Since “full hand” remains a poker term, there’s still some connection while bridging the first five rounds of a draft to an “opening” in chess. Don’t think there’s an exact way to make a full-hand strategy happen, but as Ryan Bloomfield from Baseball HQ relayed to me, taking three pitchers among one’s first five picks represents the path many took to success last year. Remaining somewhat in your comfort zone, taking at least two pitchers with three hitters among the first five picks can still represent a full-hand approach, so make it a tenable transition.

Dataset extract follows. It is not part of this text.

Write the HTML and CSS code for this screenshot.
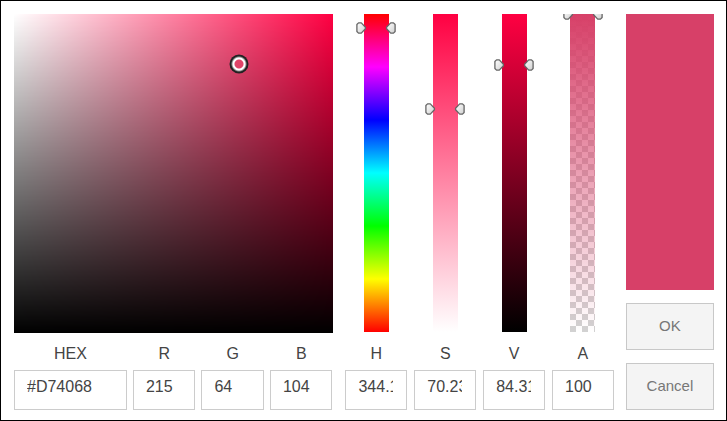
FILE: index.html
```html
<!DOCTYPE html>
<html lang="en">
<head>
<meta charset="utf-8">
<meta name="viewport" content="width=device-width, initial-scale=1">
<title>Color picker</title>
<link rel="stylesheet" href="styles.css">
</head>
<body>
<svg class="defs" aria-hidden="true">
  <defs>
    <linearGradient id="knob" x1="0" y1="0" x2="1" y2="1">
      <stop offset="0" stop-color="#fff"/>
      <stop offset="1" stop-color="#d0d0d0"/>
    </linearGradient>
    <symbol id="handles" viewBox="0 0 40 12">
      <path d="M2.5 .9H5.3L9.4 5.2V6.8L5.3 11.1H2.5L.9 9.5V2.5Z" fill="url(#knob)" stroke="#666" stroke-width="1.3" stroke-linejoin="round"/>
      <path d="M37.5 .9H34.7L30.6 5.2V6.8L34.7 11.1H37.5L39.1 9.5V2.5Z" fill="url(#knob)" stroke="#666" stroke-width="1.3" stroke-linejoin="round"/>
    </symbol>
  </defs>
</svg>
<main class="picker">
  <section class="left">
    <div class="field-area">
      <span class="ring"></span>
    </div>
    <div class="rgb">
      <div class="field"><label for="hex">HEX</label><input id="hex" type="text" value="#D74068"></div>
      <div class="field"><label for="r">R</label><input id="r" type="text" value="215"></div>
      <div class="field"><label for="g">G</label><input id="g" type="text" value="64"></div>
      <div class="field"><label for="b">B</label><input id="b" type="text" value="104"></div>
    </div>
  </section>
  <section class="channels">
    <div class="channel">
      <div class="slider">
        <div class="bar hue"></div>
        <svg class="handles" style="top: 4.5%"><use href="#handles"/></svg>
        <input class="range" type="range" min="0" max="360" value="344" aria-label="Hue">
      </div>
      <div class="field"><label for="h">H</label><input id="h" type="text" value="344.11"></div>
    </div>
    <div class="channel">
      <div class="slider">
        <div class="bar saturation"></div>
        <svg class="handles" style="top: 29.7%"><use href="#handles"/></svg>
        <input class="range" type="range" min="0" max="100" value="70" aria-label="Saturation">
      </div>
      <div class="field"><label for="s">S</label><input id="s" type="text" value="70.23"></div>
    </div>
    <div class="channel">
      <div class="slider">
        <div class="bar value"></div>
        <svg class="handles" style="top: 15.9%"><use href="#handles"/></svg>
        <input class="range" type="range" min="0" max="100" value="84" aria-label="Value">
      </div>
      <div class="field"><label for="v">V</label><input id="v" type="text" value="84.31"></div>
    </div>
    <div class="channel">
      <div class="slider">
        <div class="bar alpha"></div>
        <svg class="handles" style="top: 0%"><use href="#handles"/></svg>
        <input class="range" type="range" min="0" max="100" value="100" aria-label="Alpha">
      </div>
      <div class="field"><label for="a">A</label><input id="a" type="text" value="100"></div>
    </div>
  </section>
  <section class="actions">
    <div class="swatch"></div>
    <button type="button">OK</button>
    <button type="button">Cancel</button>
  </section>
</main>
</body>
</html>
```
FILE: styles.css
```css
* {
  box-sizing: border-box;
}

body {
  margin: 0;
  background: #fff;
  color: #444;
  font: 16px/20px "Liberation Sans", Arial, sans-serif;
}

.defs {
  position: absolute;
  width: 0;
  height: 0;
}

.picker {
  display: grid;
  grid-template-columns: 319fr 268fr 88fr;
  column-gap: 12px;
  min-height: 100vh;
  padding: 13px 12px 10px 13px;
  border: 1px solid #000;
}

.left {
  display: flex;
  flex-direction: column;
}

.field-area {
  position: relative;
  aspect-ratio: 1;
  background:
    linear-gradient(to bottom, transparent, #000),
    linear-gradient(to right, #fff, #ff0042);
}

.ring {
  position: absolute;
  left: 70.4%;
  top: 15.8%;
  width: 19px;
  height: 19px;
  border-radius: 50%;
  transform: translate(-50%, -50%);
  background: radial-gradient(circle, #e04468 4px, #fff 5px, #fff 6px, #222 8px);
}

.rgb {
  display: grid;
  grid-template-columns: 112fr 62fr 62fr 62fr;
  column-gap: 6px;
  padding-right: 1px;
}

.channels {
  display: grid;
  grid-template-columns: repeat(4, 1fr);
  column-gap: 7px;
}

.channel {
  display: flex;
  flex-direction: column;
  min-width: 0;
}

.slider {
  position: relative;
  display: flex;
  flex: 1;
  justify-content: center;
  padding-bottom: 1px;
  overflow: hidden;
}

.bar {
  width: 25px;
}

.hue {
  background: linear-gradient(to bottom, #f00, #f0f, #00f, #0ff, #0f0, #ff0, #f00);
}

.saturation {
  background: linear-gradient(to bottom, #ff0042, #fff);
}

.value {
  background: linear-gradient(to bottom, #ff0042, #000);
}

.alpha {
  background:
    linear-gradient(to bottom, #d74068, rgb(215 64 104 / 0)),
    repeating-conic-gradient(#fff 0 25%, #d2d2d2 0 50%) 0 0 / 12px 12px;
}

.handles {
  position: absolute;
  left: 50%;
  width: 40px;
  height: 12px;
  transform: translate(-50%, -50%);
}

.range {
  position: absolute;
  inset: 0;
  width: 100%;
  height: 100%;
  margin: 0;
  opacity: 0;
  writing-mode: vertical-lr;
  direction: rtl;
}

.field {
  display: flex;
  flex-direction: column;
  min-width: 0;
}

.field label {
  padding: 11px 0 6px;
  text-align: center;
}

.field input {
  width: 100%;
  height: 40px;
  padding: 0 13px 6px 12px;
  border: 1px solid #ccc;
  border-radius: 0;
  background: #fff;
  color: inherit;
  font: inherit;
}

.actions {
  display: flex;
  flex-direction: column;
  gap: 13px;
}

.swatch {
  flex: 1;
  background: #d74068;
}

.actions button {
  height: 47px;
  padding: 0 0 2px;
  border: 1px solid #c8c8c8;
  border-radius: 0;
  background: #f4f4f4;
  color: #777;
  font: inherit;
  font-size: 15px;
}
```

Why the inflation on pitching? There’s so much gray area heading into 2021 due to the shortened season of ’20 and how it may affect pitchers. An average start last year lasted fewer than five innings on average in the MLB. Starting pitchers made 1,796 starts logging 8,589.2 innings for a 4.8 inning per start average. It’s not just a last-year problem, though:
This creates a ripple effect in ratio statistics for both starting pitchers and relievers alike. Glory days from 2018 subsided with the potential of “juiced” baseballs in ’19, then all the hurdles of starting spring training, stopping, and restarting in July. Securing veteran pitchers with a history of pitching at least 180 innings in the past represents a shrinking commodity, especially when seeking ratio protection (ERA and WHIP).

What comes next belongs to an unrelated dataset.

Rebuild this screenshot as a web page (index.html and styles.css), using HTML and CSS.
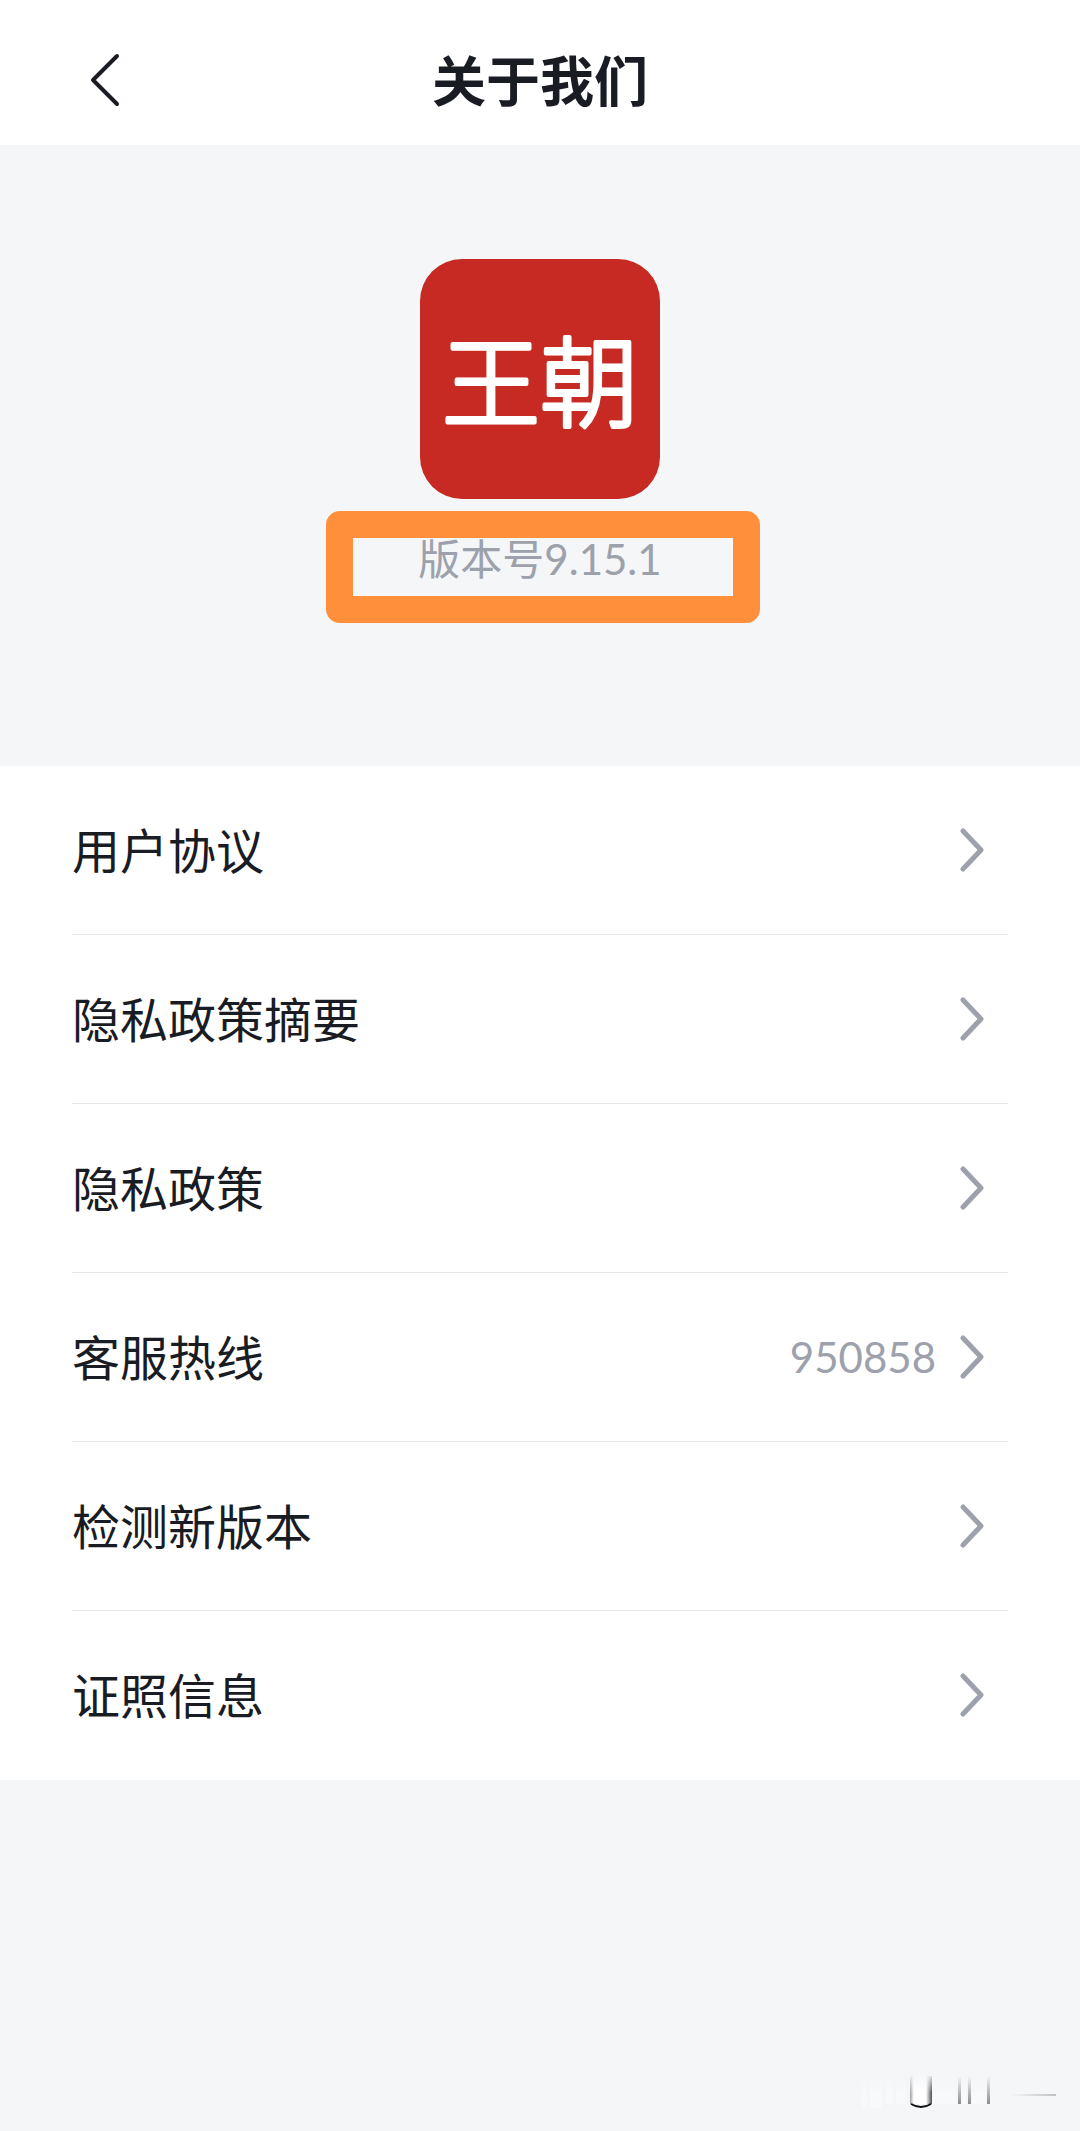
FILE: index.html
```html
<!DOCTYPE html>
<html lang="zh-CN">
<head>
  <meta charset="utf-8">
  <meta name="viewport" content="width=device-width">
  <title>关于我们</title>
  <link rel="stylesheet" href="styles.css">
</head>
<body>
  <header class="header">
    <button class="back" type="button" aria-label="返回">
      <svg width="32" height="56" viewBox="0 0 32 56"><path d="M29 4L5 28l24 24"/></svg>
    </button>
    <h1>关于我们</h1>
  </header>

  <main>
    <section class="about">
      <svg class="logo" width="240" height="240" viewBox="0 0 240 240">
        <rect width="240" height="240" rx="42"/>
        <text x="120" y="160" text-anchor="middle">王朝</text>
      </svg>
      <p class="version">版本号9.15.1</p>
    </section>

    <ul class="menu">
      <li><a href="#">
        <span class="label">用户协议</span>
        <svg class="arrow" width="24" height="44" viewBox="0 0 24 44"><path d="M3 3l18 19L3 41"/></svg>
      </a></li>
      <li><a href="#">
        <span class="label">隐私政策摘要</span>
        <svg class="arrow" width="24" height="44" viewBox="0 0 24 44"><path d="M3 3l18 19L3 41"/></svg>
      </a></li>
      <li><a href="#">
        <span class="label">隐私政策</span>
        <svg class="arrow" width="24" height="44" viewBox="0 0 24 44"><path d="M3 3l18 19L3 41"/></svg>
      </a></li>
      <li><a href="#">
        <span class="label">客服热线</span>
        <span class="value">950858</span>
        <svg class="arrow" width="24" height="44" viewBox="0 0 24 44"><path d="M3 3l18 19L3 41"/></svg>
      </a></li>
      <li><a href="#">
        <span class="label">检测新版本</span>
        <svg class="arrow" width="24" height="44" viewBox="0 0 24 44"><path d="M3 3l18 19L3 41"/></svg>
      </a></li>
      <li><a href="#">
        <span class="label">证照信息</span>
        <svg class="arrow" width="24" height="44" viewBox="0 0 24 44"><path d="M3 3l18 19L3 41"/></svg>
      </a></li>
    </ul>
  </main>

  <!-- faded mark in the corner -->
  <svg class="mark" width="216" height="40" viewBox="0 0 216 40" aria-hidden="true">
    <defs>
      <linearGradient id="fade" x1="0" y1="0" x2="0" y2="1">
        <stop offset="0" stop-color="#222" stop-opacity="0"/>
        <stop offset="1" stop-color="#222" stop-opacity=".5"/>
      </linearGradient>
      <linearGradient id="tail" x1="0" y1="0" x2="1" y2="0">
        <stop offset=".3" stop-color="#222" stop-opacity="0"/>
        <stop offset="1" stop-color="#222" stop-opacity=".25"/>
      </linearGradient>
      <linearGradient id="shadeLeft" x1="0" y1="0" x2="1" y2="0">
        <stop offset="0" stop-color="#222" stop-opacity=".4"/>
        <stop offset="1" stop-color="#222" stop-opacity="0"/>
      </linearGradient>
      <linearGradient id="shadeRight" x1="0" y1="0" x2="1" y2="0">
        <stop offset="0" stop-color="#222" stop-opacity="0"/>
        <stop offset="1" stop-color="#222" stop-opacity=".8"/>
      </linearGradient>
      <linearGradient id="reveal" x1="0" y1="0" x2="0" y2="1">
        <stop offset="0" stop-color="#000"/>
        <stop offset=".5" stop-color="#fff"/>
      </linearGradient>
      <mask id="top"><rect width="216" height="40" fill="url(#reveal)"/></mask>
    </defs>
    <g mask="url(#top)">
      <g fill="#fff" opacity=".3">
        <rect x="22" y="3" width="5" height="32"/>
        <rect x="30" y="3" width="12" height="32"/>
        <rect x="46" y="3" width="7" height="28"/>
        <rect x="56" y="3" width="10" height="28"/>
        <rect x="92" y="3" width="24" height="28"/>
        <rect x="122" y="3" width="4" height="28"/>
        <rect x="132" y="3" width="14" height="28"/>
      </g>
      <rect x="72" y="3" width="18" height="28" fill="#fff"/>
      <rect x="70" y="3" width="4" height="28" fill="url(#shadeLeft)"/>
      <rect x="86" y="3" width="6" height="28" fill="url(#shadeRight)"/>
    </g>
    <path d="M71 31q10 6 20 0" fill="none" stroke="#111" stroke-width="2"/>
    <rect x="118" y="3" width="3" height="28" fill="url(#fade)"/>
    <rect x="128" y="3" width="3" height="28" fill="url(#fade)"/>
    <rect x="147" y="3" width="3" height="28" fill="url(#fade)"/>
    <rect x="152" y="21" width="64" height="2" fill="url(#tail)"/>
  </svg>
</body>
</html>
```
FILE: styles.css
```css
*,
*::after {
  box-sizing: border-box;
}

body {
  position: relative;
  min-height: 100vh;
  margin: 0;
  background: #f4f6f8;
  color: #1a1c24;
  font-family: Lato, "Noto Sans CJK SC", sans-serif;
}

.header {
  display: grid;
  grid-template-columns: 88px 1fr 88px;
  align-items: center;
  padding: 38px 32px 24px;
  background: #fff;
}

.header h1 {
  margin: 0;
  padding-top: 4px;
  font-size: 54px;
  font-weight: bold;
  line-height: 79px;
  text-align: center;
}

.back {
  display: flex;
  justify-content: flex-end;
  padding: 0;
  border: 0;
  background: none;
  cursor: pointer;
}

.back svg,
.arrow {
  fill: none;
  stroke: #1a1c24;
  stroke-width: 5;
  stroke-linecap: round;
  stroke-linejoin: round;
}

.back svg {
  stroke-width: 4;
}

.about {
  display: flex;
  flex-direction: column;
  align-items: center;
  padding: 114px 0 177px;
}

.logo rect {
  fill: #c62a22;
}

.logo text {
  fill: #fff;
  stroke: #fff;
  stroke-width: 4;
  stroke-linejoin: round;
  font-family: "Noto Sans CJK SC", sans-serif;
  font-size: 98px;
  font-weight: 300;
}

.version {
  position: relative;
  margin: 30px 0 0;
  color: #9da1ac;
  font-size: 42px;
  line-height: 60px;
}

/* highlight frame round the version number */
.version::after {
  content: "";
  position: absolute;
  top: -18px;
  left: 50%;
  width: 434px;
  height: 112px;
  margin-left: -214px;
  border: 27px solid #ff8f3a;
  border-radius: 14px;
}

.menu {
  margin: 0;
  padding: 0 72px;
  background: #fff;
  list-style: none;
}

.menu li {
  border-bottom: 1px solid #e6e7ea;
}

.menu li:last-child {
  border-color: transparent;
}

.menu a {
  display: flex;
  align-items: center;
  height: 168px;
  padding-right: 24px;
  color: inherit;
  text-decoration: none;
}

.label {
  flex: 1;
  padding-bottom: 4px;
  font-size: 48px;
}

.value {
  margin-right: 24px;
  color: #9da1ac;
  font-size: 42px;
}

.arrow {
  stroke: #9da1ac;
}

.mark {
  position: absolute;
  right: 24px;
  bottom: 18px;
}
```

Forming a strong foundation yields options in drafts. Using NFBC ADP as our guide, here’s how a draft board could look strictly using the top 75 players in a 15-team draft as an exercise. A couple of players switched spots due to one team getting three shortstops, but it’s almost in order using the data from Jan. 1 on:
Of these first 75 picks, there’s 25 starting pitchers (33 percent) of all selections in the first five rounds. Teams also take 16 outfielders and 11 shortstops, meaning these three positions comprise 69.3 percent of the total players among the top 75 in ADP. Taking this a step further, nine of the hypothetical 15 teams reach the full-hand stratagem by getting at least two pitchers. Teams 3, 6 and 15 represent teams with three pitchers and two hitters in the purest sense of the full-hand approach. Team 2 comes closet to mirroring my personal views on how to build a successful team.
Getting Fernando Tatis Jr. to provide power and speed and banking on a rebound season by Jack Flaherty makes for a strong start. Ozzie Albies adds counting statistics at a shallow position, Corbin Burnes is a major pitching breakout candidate, and Luke Voit will provide power. From there, you could take another pitcher on the way back, a closer for saves, an outfielder with pocket steals (10 or more), a catcher, and, well you get the point.
After perusing the rosters, which teams can control the center of the draft? Take a team which aligns with your thinking and identify needs as the draft progresses and the threats to reaching 80th-percentile markers. For instance, in NFBC, here’s targets to aim for:
- · 15-Team Leagues Pitching: 1,428 strikeouts, 90 wins, 75 saves, 3.807 ERA, 1.20 WHIP
- · 12-Team Leagues Pitching: 1,525 strikeouts, 96 wins, 82 saves, 3.74 ERA, 1.18 WHIP
Finding different builds becomes easier when not trying to outsmart the field. Opportunity cost creates a lens when weighing how a player added to the roster affects the outcome. It also leads to preparing for what needs to happen next and at the expense of what. A strong opening, or a full hand, enables a drafter to control the center of a draft with myriad follow-up moves to strengthen the roster. Then, hit your targets in the end game by taking your players ahead of their ADPs or address a need identified as a threat. There’s no such thing as a bad pick which addresses a hole in your roster.
There’s no “drafting for dummies,” but the full-hand strategy, no matter how one deploys it in relation to hitter to pitcher ratio, works as long as there’s at least two of either within the first five choices. Remember to remain a move or two ahead of the room in regards to hitting your marks. A strong opening, controlling the middle, and focusing in the end game yields success.
As famed investor Charlie Munger said: “It is remarkable how much long-term advantage people like us have gotten by trying to be consistently not stupid instead of trying to be very intelligent.”
Use the full-hand approach as a foundation block to a strong 2021 fantasy season.